A partir desse novo enfoque, ele
passa a fotografar animais, ecossistemas,
paisagens e povos intocados pelo progresso, no projeto Gênesis, que
durou oito anos. Organizou expedições a desertos, aos círculos polares, a
florestas tropicais... Buscando o planeta sem as modificações provocadas pela vida
moderna, ele encontrou a si mesmo. Teve contato com povos primitivos nessas
regiões, viveu no meio deles por períodos de tempo, se metamorfoseando, como se
fizesse parte dessas populações. Desta maneira, diz ter conseguido voltar à
essência e reencontrar a sua espécie, o que lhe trouxe paz de espírito.
A maneira como o fotógrafo
descreve sua interação com o mundo mineral – onde ele também vê vida – é fascinante.
Nos mundos animal e vegetal, a reverência com a qual relata sua experiência com
as outras espécies é algo comovente. É com
um profundo respeito que os retrata. Ele diz: "Me contaram uma mentira durante toda a minha vida dizendo que eu fazia
parte da única espécie racional do planeta. Existe uma racionalidade profunda
dentro de cada espécie. E eu tive que aprender a compreender essa racionalidade."

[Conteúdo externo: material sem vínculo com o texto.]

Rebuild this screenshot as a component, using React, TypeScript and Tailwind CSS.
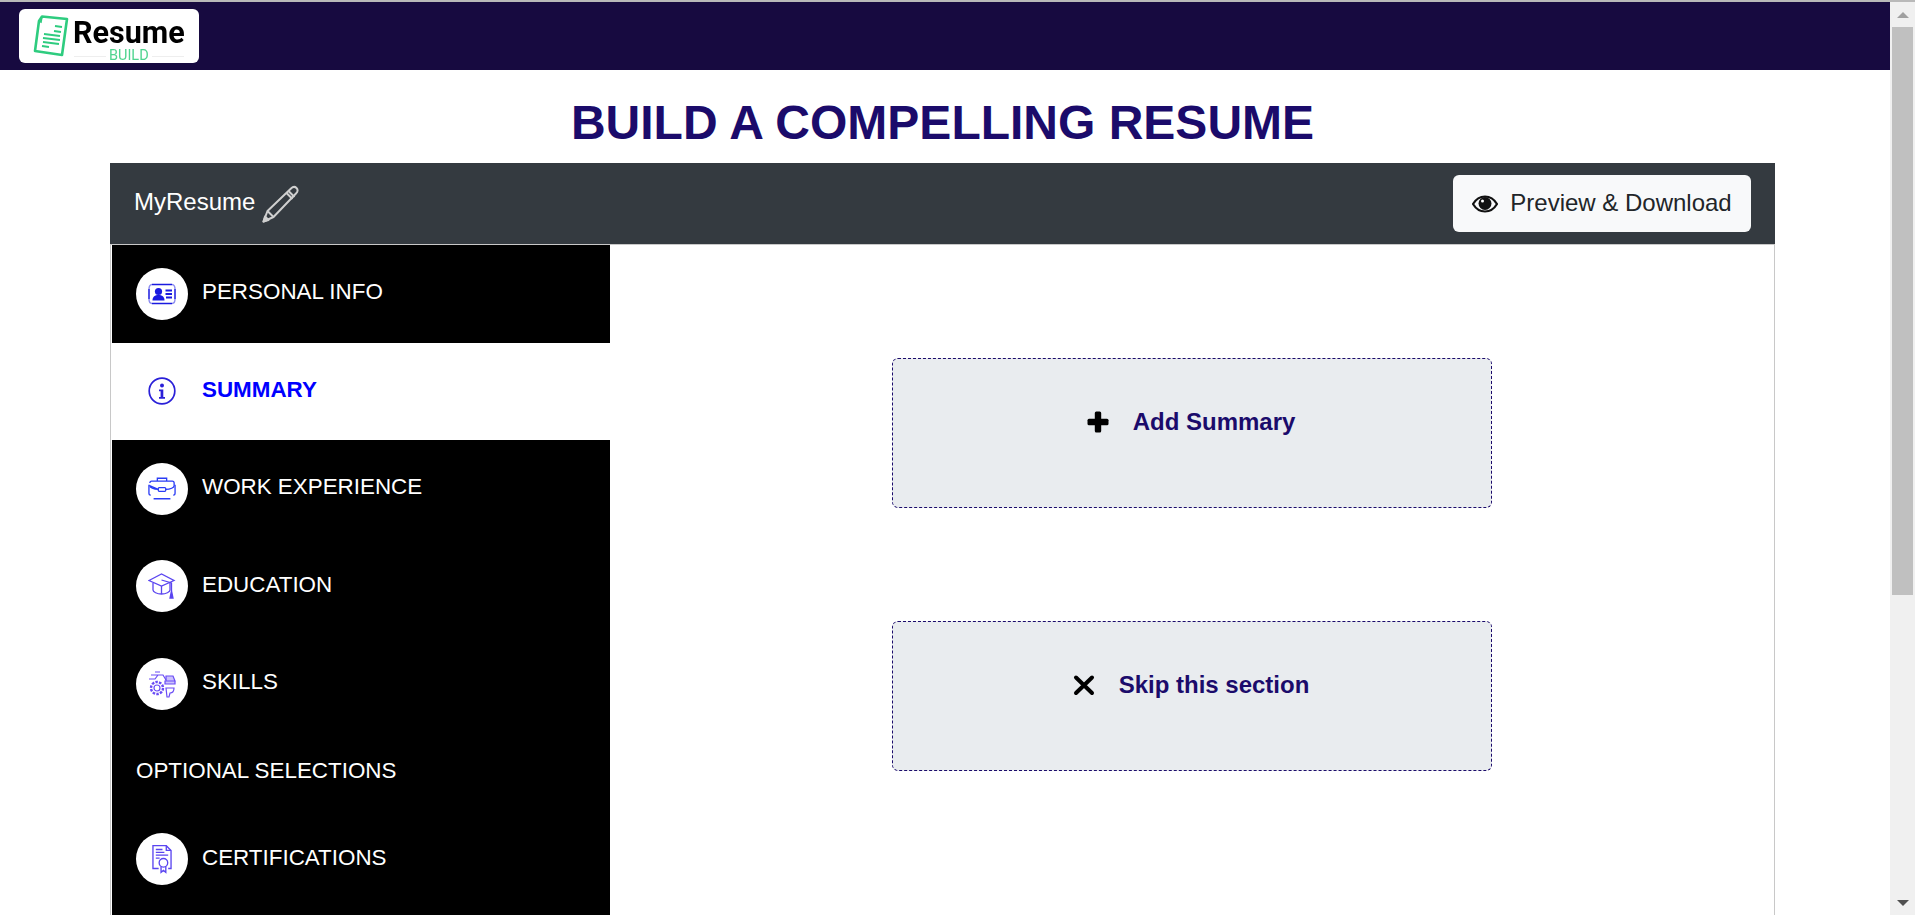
import React from 'react';

const Logo = () => (
  <div className="ml-[19px] w-[180px] h-[54px] bg-white rounded-[6px] flex items-start pl-[14px] pt-[5px] relative">
    <svg className="blur-[0.3px]" width="36" height="44" viewBox="0 0 36 44" fill="none" stroke="#2ecc7f" strokeWidth="2.6">
      <path d="M9 2.500 L34 5 L29 41 L2 37 L6 7 Z" strokeLinejoin="round" />
      <path d="M9 2.500 L8 8 L6 7" strokeWidth="1.6" />
      <path d="M22 12 L29 13 M21 17 L28 18 M11 20 L27 22 M10 24 L27 26 M10 28 L26 30 M9 32 L16 33" strokeWidth="2" />
    </svg>
    <div className="ml-[4px] flex flex-col items-center blur-[0.3px]">
      <span className="font-['Roboto',sans-serif] font-bold text-[30.500px] leading-[36px] mt-[1px] text-black">Resume</span>
      <div className="flex items-center gap-[3px] -mt-[2px]">
        <div className="w-[32px] h-px bg-[#eeeeee]" />
        <span className="font-['Roboto',sans-serif] text-[14.500px] leading-[14px] text-[#4fd48f]">BUILD</span>
        <div className="w-[32px] h-px bg-[#eeeeee]" />
      </div>
    </div>
  </div>
);

const PencilIcon = () => (
  <svg width="38" height="38" viewBox="0 0 38 38" fill="none" stroke="#cfcfcf" strokeWidth="2" strokeLinejoin="round">
    <path d="M1.500 36.500L5.500 26 29 3.500c2-2 4-2 5.500-.5s1.500 3.500-.5 5.500L11.500 32z" />
    <path d="M26.500 6l6 6M24.500 8l6 6M5.500 26l6 6" />
    <path d="M1.500 36.500L3 31.500 6.500 35z" fill="#cfcfcf" />
  </svg>
);

const PersonalIcon = () => (
  <svg width="28" height="24" viewBox="0 0 28 24" fill="none" stroke="#1a1ae0" strokeWidth="1.4">
    <path d="M4 2.500h20M4 21.500h20M1 7v10M27 7v10" strokeWidth="1.500" />
    <path d="M1 7c0-2.500 1-4.500 3-4.500M27 7c0-2.500-1-4.500-3-4.500M1 17c0 2.500 1 4.500 3 4.500M27 17c0 2.500-1 4.500-3 4.500" strokeOpacity="0.5" />
    <circle cx="10.500" cy="9.500" r="3.600" fill="#1a1ae0" stroke="none" />
    <path d="M4.500 18.500c0-4 2.500-5.500 6-5.500s6 1.500 6 5.500z" fill="#1a1ae0" stroke="none" />
    <path d="M17.500 8.500h6.500M17.500 12h6.500M18 15.500h6" strokeWidth="1.800" />
  </svg>
);

const InfoIcon = () => (
  <svg width="28" height="28" viewBox="0 0 28 28" fill="none">
    <circle cx="14" cy="14" r="12.800" stroke="#2a20d8" strokeWidth="1.700" />
    <circle cx="14" cy="8.500" r="2" fill="#2a20d8" />
    <path d="M11 12.500h4.300v7.500h1.700v1.700h-6v-1.700h1.600v-5.800h-1.600z" fill="#2a20d8" />
  </svg>
);

const WorkIcon = () => (
  <svg width="28" height="25" viewBox="0 0 30 26" fill="none" stroke="#2a3cf5" strokeWidth="1.400">
    <path d="M10 5V2h10v3" />
    <path d="M2 7c0-1 1-2 2-2h22c1 0 2 1 2 2v3c0 2-4 4-9 4M11 14c-5 0-9-2-9-4z" />
    <rect x="11" y="12" width="8" height="4" rx="1" />
    <path d="M1 9v9c0 1 1 2 2 2M29 9v9c0 1-1 2-2 2M6 24h18" />
  </svg>
);

const EducationIcon = () => (
  <svg width="28" height="28" viewBox="0 0 28 28" fill="none" stroke="#5a45f0" strokeWidth="1.300">
    <path d="M1 8.500L13.500 2 26 8.500 13.500 14z" />
    <path d="M5 11v7c0 2 4 4 8.500 4s8.500-2 8.500-4v-7" />
    <path d="M13.500 8l10 3v8" />
    <path d="M23.500 19l-1.500 7h3z" fill="#5a45f0" />
    <path d="M13.500 14v8" />
  </svg>
);

const SkillsIcon = () => (
  <svg width="28" height="28" viewBox="0 0 28 28" fill="none" stroke="#6a4cf5" strokeWidth="1.200">
    <circle cx="9" cy="18" r="3" />
    <circle cx="9" cy="18" r="6" strokeDasharray="2.500 1.200" strokeWidth="2.400" />
    <path d="M3 5h8M1 9h6l3-4h5l3 5M7 2h5" />
    <path d="M18 6h7l2 5H18zM17 11h10v3H17z" fill="#6a4cf5" fillOpacity="0.35" />
    <path d="M18 18h8c0 4-2 5-4 5l-1 4h-2z" />
  </svg>
);

const CertIcon = () => (
  <svg width="20" height="30" viewBox="0 0 21 30" fill="none" stroke="#5a45f0" strokeWidth="1.400">
    <path d="M7 25H1V1h14l5 5v19h-3" />
    <path d="M15 1v5h5" />
    <path d="M4 5h7M4 8h9M4 11h13M4 14h4" />
    <circle cx="12" cy="19" r="4.500" />
    <path d="M9.500 23v6l2.500-2 2.500 2v-6" />
  </svg>
);

const EyeIcon = () => (
  <svg width="26" height="18" viewBox="0 0 26 18">
    <path d="M1 9C4 4 8 1.500 13 1.500S22 4 25 9c-3 5-7 7.500-12 7.500S4 14 1 9z" fill="none" stroke="#111" strokeWidth="2.200" />
    <circle cx="13" cy="8.500" r="6.500" fill="#111" />
    <circle cx="10.500" cy="6" r="1.500" fill="#fff" />
  </svg>
);

const PlusIcon = () => (
  <svg width="22" height="22" viewBox="0 0 22 22" fill="#000">
    <rect x="7.800" y="0.500" width="6.400" height="21" rx="1.500" />
    <rect x="0.500" y="7.800" width="21" height="6.400" rx="1.500" />
  </svg>
);

const CrossIcon = () => (
  <svg width="22" height="22" viewBox="0 0 22 22" stroke="#000" strokeWidth="4" strokeLinecap="round">
    <path d="M3 3.500L19 19M19 3.500L3 19" />
  </svg>
);

const menu = [
  { label: 'PERSONAL INFO', icon: <PersonalIcon /> },
  { label: 'SUMMARY', icon: <InfoIcon />, active: true },
  { label: 'WORK EXPERIENCE', icon: <WorkIcon /> },
  { label: 'EDUCATION', icon: <EducationIcon /> },
  { label: 'SKILLS', icon: <SkillsIcon /> },
];

const MenuRow = ({ label, icon, active }: { label: string; icon: React.ReactNode; active?: boolean }) => (
  <div className={`h-[97.500px] flex items-center pl-[24px] ${active ? 'bg-white' : 'bg-black'}`}>
    <div className="w-[52px] h-[52px] rounded-full bg-white flex items-center justify-center shrink-0">{icon}</div>
    <span className={`ml-[14px] mb-[3px] text-[22.400px] ${active ? 'font-bold text-[#0000ff]' : 'text-white'}`}>{label}</span>
  </div>
);

const ActionBox = ({ icon, label }: { icon: React.ReactNode; label: string }) => (
  <div className="w-[600px] h-[150px] bg-[#e9ecef] border border-dashed border-[#1b0b6b] rounded-[6px] flex justify-center pt-[47px] pr-[2px]">
    <div className="flex items-center gap-[24px] h-[32px]">
      {icon}
      <span className="text-[24px] font-bold text-[#1b0b6b]">{label}</span>
    </div>
  </div>
);

export default function App() {
  return (
    <div className="h-[915px] flex flex-col overflow-hidden bg-white font-['Liberation_Sans',Arial,sans-serif]">
      <div className="h-[2px] bg-[#b9b9b9] shrink-0" />
      <div className="flex flex-1 min-h-0">
        <main className="flex-1 min-w-0 overflow-hidden">
          <header className="h-[68px] bg-[#170a40] pt-[7px]">
            <Logo />
          </header>
          <h1 className="text-center pr-[5px] text-[48px] leading-[55px] font-bold text-[#1b0b6b] mt-[25px] mb-[13px]">BUILD A COMPELLING RESUME</h1>
          <section className="mx-[110px] w-[1665px]">
            <div className="h-[81px] bg-[#343a40] flex items-center justify-between pl-[24px] pr-[24px]">
              <div className="flex items-center text-white text-[24px]">
                <span className="mb-[3px]">MyResume</span>
                <span className="ml-[7px]"><PencilIcon /></span>
              </div>
              <button className="w-[298px] h-[57px] bg-[#f8f9fa] rounded-[6px] flex items-center justify-center gap-[12px] text-[24px] text-[#212529]">
                <EyeIcon />
                <span className="mb-[1px]">Preview &amp; Download</span>
              </button>
            </div>
            <div className="flex border-x border-t border-[#c8c8c8] h-[700px]">
              <nav className="w-[498px] ml-px bg-black shrink-0">
                {menu.map(m => <MenuRow key={m.label} {...m} />)}
                <div className="h-[78px] flex items-center pl-[24px] pb-[2px] text-white text-[22.400px]">OPTIONAL SELECTIONS</div>
                <MenuRow label="CERTIFICATIONS" icon={<CertIcon />} />
              </nav>
              <div className="flex-1 flex flex-col items-center pt-[113px] gap-[113px]">
                <ActionBox icon={<PlusIcon />} label="Add Summary" />
                <ActionBox icon={<CrossIcon />} label="Skip this section" />
              </div>
            </div>
          </section>
        </main>
        <aside className="w-[25px] bg-[#f0f0f0] shrink-0 flex flex-col items-center">
          <div className="h-[25px] flex items-center justify-center">
            <div className="w-0 h-0 border-x-[6px] border-x-transparent border-b-[6px] border-b-[#a0a0a0]" />
          </div>
          <div className="w-[21px] h-[568px] bg-[#c0c0c0]" />
          <div className="flex-1" />
          <div className="h-[25px] flex items-center justify-center">
            <div className="w-0 h-0 border-x-[6px] border-x-transparent border-t-[6px] border-t-[#505050]" />
          </div>
        </aside>
      </div>
    </div>
  );
}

O relato do seu encontro com a
tartaruga que conheceu Darwin, em Galápagos, é um caso à parte, simplesmente
espetacular[3].
Segundo o artista, ainda há em
torno de 45% da Terra em estado intacto, sem ações devastadoras do ser humano,
onde as comunidades preservam antigos costumes e tradições. O projeto Gênesis é
um clamor à preservação e à recuperação do planeta, para que nossa vida
continue viável.
Enfim, é difícil encontrar alguém
que tenha tido uma experiência tão vasta como essa, tendo percorrido todas as
regiões da Terra, convivendo com populações de todo tipo, em variados estados
civilizatórios. E o mais importante, com uma mensagem tão eloquente, através da
fotografia! Hats off!
Creio que o artista tem razão.
Precisamos mudar nossas atitudes para nos mantermos vivos, do contrário os
efeitos naturais em resposta às nossas ações agressivas poderão se voltar
contra nós. Estamos agindo irresponsavelmente, com uma visão imediatista. O que
parece vantajoso para o progresso hoje, pode nos deteriorar com o passar do
tempo e nos tornar inviáveis enquanto espécie. Não sou contra o progresso, pois
ele faz parte da índole do ser humano, mas que não seja um processo
autodestrutivo.
Atualmente, o Gênesis está em
exposição em Curitiba (Brasil), Lisboa (Portugal) e Berlim (Alemanha). Não vejo
a hora que a exposição venha a Montreal.